D’autres souvenirs s’entremêlaient, toujours centrés sur ceux qu’elle avait de son père, de ce qu’il disait au sujet du vaste monde, et même des anecdotes triviales, fascinantes, peuplées d’images colorées, mais l’écho de sa voix n’avait rien de rassurant, il retentissait comme un grondement douloureux. Tout ce qui appartenait au passé était comme criblé de plaies, pareil à une chair ulcérée. Même l’odeur de la grotte, de l’humus et du bois chaud, était gâché par un effluve répugnant et musqué, un mélange de viande avariée et de sueur. C’était une haleine sauvage, indescriptible. Une odeur comme une marque visqueuse, indélébile. L’odeur de la peur, le parfum des choses qui vont à la ruine.
Il n’y avait jamais eu d’espoir, seulement une destination funeste.
Et les rêves d’une jeune fille.
Aux fastes du château s’imbriquent page après page les familiers et sortilèges des sœurs maléfiques : rats, araignées, cadavres animés, ajoutons à cela un bestiaire d’animaux monstrueux aux visages humains. Si les statues ou un tableau prennent vie, vous ne vous étonnerez pas de faire un petit séjour aux Enfers… où, plutôt que d’un passeur, nous avons affaire à un ramasseur de cadavres.
— La vie. La mort. Ce n’est pas grand-chose. Par contre, la colère… lorsqu’elle explose, c’est comme mettre en branle la grande roue du destin.
L’instant d’après, la nécromancienne quitta la carcasse du noyé, qui tomba à genoux, cramponné à sa lance. Elle s’approcha de la dépouille avec curiosité. Soudain, elle leva son visage rieur vers la géante. (…) Elle divaguait, ou peut-être s’adressait-elle au soldat rendu à l’immobilité de la mort :
— Des choses inutiles, des symboles inféconds, sans intérêt, sans amour. Voilà ce que nous sommes. C’est insupportable. C’est injuste. Cent fois, mille fois je voudrais mourir et connaître l’oubli.
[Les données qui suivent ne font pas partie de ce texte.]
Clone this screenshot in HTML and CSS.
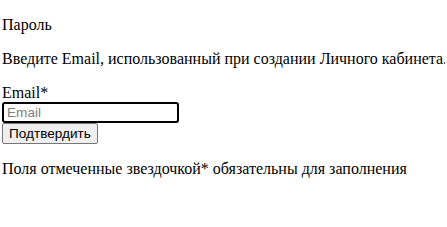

Tout cela est théâtral : la narration, l’enchaînement des décors, les dialogues, les tragédies, certaines thématiques en particulier ; porté par Caelynn, cette anti-héroïne qui se bat pour son émancipation. Le dialogue avec la mythologie d’inspiration grecque offre une perspective moderne quant à la notion de destin et de liberté : qu’il s’agisse des filles envers leur père, des femmes dans la société, des serviteurs comme des maîtres, ou encore par le biais du personnage de Métis, considéré comme un ami par Caelynn alors qu’il était un souffre-douleur pour Riveline, et perçu comme remplaçable par leur père.
— Ce n’est qu’une histoire de famille, en fin de compte, résuma-t-elle en haussant les épaules.
La liberté elle-même est rattachée aux notions de solitude, de folie, de faux-semblants ; en témoignent les portraits de la sororie, surplombée par l’ombre du père. Il est intéressant de noter les rôles différents que l’auteur donne aux hommes dans ce récit principalement campé par des personnages féminins : tyran, protecteur, ami, fiancé/amant, allié… En définitif, aucun ne prend le pas ou la place des sœurs, elles se débrouillent par elles-mêmes, pour s’affranchir du passé, malgré leurs failles, leurs meurtrissures profondes.
Bientôt, le mal qui couvait sous le vernis de ce monde artificiel éclaterait comme une bulle à la surface d’un marécage, il répandrait ses miasmes dans l’air doré des palais, tuant tous ceux qui protégeaient le nouveau-né.
En bref
La Morsure des roses s’inspire de la mythologie grecque pour nous conter une sororie en quête d’émancipation. Théâtrale, l’intrigue nous en met plein la vue avec des décors tantôt bucoliques (le mont Emerion), tantôt décadents et démesurés (le château de Riveline et ses jardins), ou tantôt macabres (avec la présence et les sortilèges d’Eluria et de Nifère). Le souffle fleuri du monde divin entre en collision avec celui, doré, du monde de faux-semblants de la cour.
Un enfant à naître est à sauver de deux sœurs maléfiques, c’est ainsi que nous faisons nos premiers pas au côté de Caelynn et de Métis. Mais sous le vernis des mondes, c’est une tout autre histoire qui prend racines, et il faudra descendre parmi les monstres et les cadavres, jusqu’aux Enfers s’il le faut, pour déterrer la vérité. Dieu comme roi vont devoir prendre l’ombre, car la sororie est bien décidée à trouver la lumière, la liberté de l’émancipation.
Dans ce deuxième roman de Christophe Guillemain, nous retrouvons l’imbrication du monde divin au monde terrestre, avec des monstres à visage humain (à la manière des anges dans L’Enterrement des étoiles). L’aspect théâtral est encore plus présent (narration, décors, dialogues), et nous offre un récit entre absurde et burlesque, tout comme un regard moderne sur une mythologie fondatrice.